It’s official: Kevin Rudd is our Prime Minister again. According to the polls, he will be a more popular PM than Julia Gillard was. Probably not popular enough to defeat Tony Abbott at the next election, whenever that will be, but popular enough to save a few Labor seats. That’s what the polls say at least.
And as the polls decreed, the ALP organisers acted, and eventually convinced 57 MPs to join them and oust Julia Gillard as leader of the parliamentary Labor party. It’s been cast both as an act of revenge by a brooding Kevin Rudd and as a desperate last minute salvage job by a party in freefall.
The media have had lots of time to prepare their narratives on this. In fact, for the last year the press gallery has talked of little else. Gossip, speculation and wink-wink unnamed sources are standing in for political journalism. They’re not winning any Walkleys for their work and they don’t deserve to.
“If you vote for the Labor Party in 2013, who knows who you’ll get.” This point, made by Tony Abbott in his cheery post-spill presser, is fair enough. The thing is, in the current media environment, Abbott is hardly immune to questions about his own leadership. Talk of a Rudd-Turnbull showdown is already getting airtime.

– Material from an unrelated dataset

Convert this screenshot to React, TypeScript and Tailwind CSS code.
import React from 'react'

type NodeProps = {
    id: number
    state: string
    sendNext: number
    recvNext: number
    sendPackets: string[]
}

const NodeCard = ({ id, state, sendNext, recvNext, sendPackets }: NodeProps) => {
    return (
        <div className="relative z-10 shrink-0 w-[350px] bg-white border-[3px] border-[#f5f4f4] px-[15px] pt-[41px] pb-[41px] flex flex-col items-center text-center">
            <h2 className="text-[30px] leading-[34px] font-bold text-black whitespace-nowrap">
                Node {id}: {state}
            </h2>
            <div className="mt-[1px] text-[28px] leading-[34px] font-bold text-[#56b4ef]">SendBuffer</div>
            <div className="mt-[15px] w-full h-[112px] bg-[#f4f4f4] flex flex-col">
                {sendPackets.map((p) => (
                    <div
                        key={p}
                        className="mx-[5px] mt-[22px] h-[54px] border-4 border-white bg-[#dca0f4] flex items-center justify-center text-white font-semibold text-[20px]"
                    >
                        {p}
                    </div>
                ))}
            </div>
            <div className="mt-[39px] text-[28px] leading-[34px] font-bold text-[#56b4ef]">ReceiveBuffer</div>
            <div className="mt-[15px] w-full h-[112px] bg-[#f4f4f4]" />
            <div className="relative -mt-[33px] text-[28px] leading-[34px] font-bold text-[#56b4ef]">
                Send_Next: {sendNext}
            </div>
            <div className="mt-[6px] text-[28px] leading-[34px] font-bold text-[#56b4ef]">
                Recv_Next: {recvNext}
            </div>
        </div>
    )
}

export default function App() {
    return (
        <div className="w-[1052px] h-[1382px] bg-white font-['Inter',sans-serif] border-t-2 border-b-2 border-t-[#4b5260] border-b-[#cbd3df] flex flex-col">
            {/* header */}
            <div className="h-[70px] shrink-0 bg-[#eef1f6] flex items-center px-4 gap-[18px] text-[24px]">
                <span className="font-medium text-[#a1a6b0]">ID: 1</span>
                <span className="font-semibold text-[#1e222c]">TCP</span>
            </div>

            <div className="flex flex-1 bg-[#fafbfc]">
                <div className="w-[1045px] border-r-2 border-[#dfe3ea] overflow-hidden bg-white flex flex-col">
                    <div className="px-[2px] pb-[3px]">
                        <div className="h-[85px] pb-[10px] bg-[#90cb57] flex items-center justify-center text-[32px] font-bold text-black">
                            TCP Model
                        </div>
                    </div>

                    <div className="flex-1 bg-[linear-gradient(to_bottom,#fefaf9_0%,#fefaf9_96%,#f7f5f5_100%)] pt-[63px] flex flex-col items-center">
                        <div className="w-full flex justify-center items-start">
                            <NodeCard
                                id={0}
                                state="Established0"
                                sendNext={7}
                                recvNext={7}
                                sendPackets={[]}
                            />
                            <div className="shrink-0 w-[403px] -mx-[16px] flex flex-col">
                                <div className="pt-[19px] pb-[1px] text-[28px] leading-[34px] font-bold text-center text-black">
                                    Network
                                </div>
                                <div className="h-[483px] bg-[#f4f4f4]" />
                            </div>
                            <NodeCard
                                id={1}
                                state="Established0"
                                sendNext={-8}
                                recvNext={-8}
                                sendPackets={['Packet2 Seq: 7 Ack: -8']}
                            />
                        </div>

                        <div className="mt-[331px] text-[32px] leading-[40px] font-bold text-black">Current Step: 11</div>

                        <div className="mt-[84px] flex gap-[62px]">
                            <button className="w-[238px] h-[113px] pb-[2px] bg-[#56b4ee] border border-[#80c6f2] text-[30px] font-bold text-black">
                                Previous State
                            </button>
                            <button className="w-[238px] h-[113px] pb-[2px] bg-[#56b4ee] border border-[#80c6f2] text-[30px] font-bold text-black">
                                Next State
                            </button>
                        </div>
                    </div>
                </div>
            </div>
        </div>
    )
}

There are now plenty of smug “we told you so” stories on the return of Rudd doing the rounds, written by journos who have been spoiling for a spill. Political journalists shouldn’t be prophets, or in this case, architects of self-fulfilling prophecies. The job of the press gallery is to scrutinise those in power, not to record who is walking in and out of a particular minister’s office.
NM hasn’t covered the spill speculations with such enthusiasm. Our focus is on policy, not horse-race journalism, and the surfeit of quick-draw commentary on the leadership of the parliamentary Labor Party vindicates this. Gillard is gone, yes, but leadership has become an obssession for the press gallery. As our National Affairs correspondent Ben Eltham writes today, this speaks to deep fissures in our democracy.
If we are concerned about the processes that lie behind the appointment of prime ministers, then let’s take a longer view. When Gillard was appointed PM in 2010 it was the result of manouevres by Labor’s faceless men. Gillard, a Left heavyweight, became PM thanks to the muscle of the Right. Faceless men like David Feeney continued to play a role, as the Batman pre-selection debacle shows.
We asked in 2012: “Are we seriously to believe that Gillard will be implementing her own agenda with the hard men of the Right behind her? Was Gillard elected on her own terms?” Gillard is a gifted woman whose achievements are worth celebrating. She has been the target of atrocious sexism. But she is up to her ears in Labor’s inglorious factional processes. She’s no martyr to them.
It wasn’t the factions who restored Rudd to the prime ministership last night. Many argue that Rudd is the only Labor leader who has been prepared to override the factions, and certainly his supporters last night could not be classified along factional lines. Rusted-on Gillard supporters changed teams, flouting factional allegiances to save their own seats.
Both the ALP and the press gallery have for too long been mesmerised by poll data and leadership speculation. As we measure Julia Gillard’s legacy, one marked by genuine achievements, we will also be measuring the cost of this fascination. The current indications of the polls are that the ALP powerbrokers will have plenty of time to reflect during their long stint in opposition.